关键点： Rerank 模型会自动理解 JSON 对象的语义，你不需要手动把对象拼接成字符串。

⚙️ 核心参数详解

在使用 rerank 时，有几个关键参数决定了你的成本和效果：

参数	类型	说明
`model`	Model	必填。使用的模型，如 `cohere.reranking('rerank-v3.5')`。
`query`	string	必填。用户的搜索词。
`documents`	array	必填。待排序的文档（字符串或对象）。
`topN`	number	强烈推荐设置。指定返回前几名。例如传入 100 个文档，设置 `topN: 5`，只返回分数最高的 5 个。
`minScore`	number	(部分模型支持) 设定最低分阈值，过滤掉相关性太低的结果。

🌟 最佳实践：RAG 管道集成

一个成熟的 RAG 检索流通常是这样的：

DB Query: SELECT * FROM knowledge_base ORDER BY embedding <=> query_embedding LIMIT 50 (先召回 50 条)
Rerank: 将这 50 条传给 rerank 函数，设置 topN: 5。
LLM Generation: 将这 5 条最精华的内容作为 Context 喂给大模型。

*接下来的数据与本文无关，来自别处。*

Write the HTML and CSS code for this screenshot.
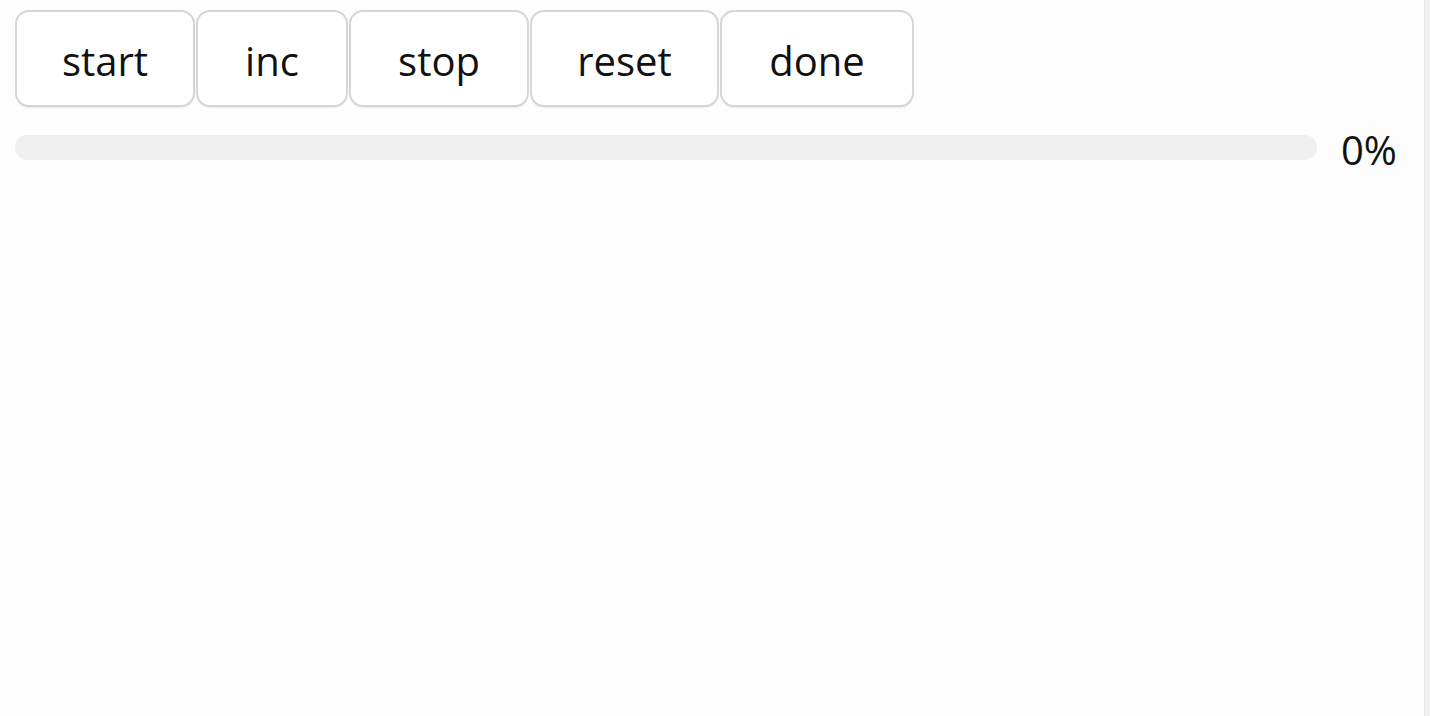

这样做既节省了 LLM 的 Token 费用（只发 5 条），又大大减少了幻觉（因为这 5 条是经过精挑细选的）。

💡 小贴士

Token 限制：Rerank 模型通常也有 Token 上限（例如 4k 或 8k），不要一次性传入整本书，记得切片（Chunking）。
回退机制：如果 Rerank 接口挂了，可以简单地回退到使用向量检索的前几名，保证系统不崩。

总结

Vercel AI SDK 的 rerank 就像是给你的搜索系统加了一个“专家审核员”。虽然它会增加一次 API 调用的时间（通常几百毫秒），但对于提升复杂问题的回答质量，这个投入是绝对值得的。

如果你正在做企业级知识库助手，Embedding + Reranking 是目前的黄金标准组合。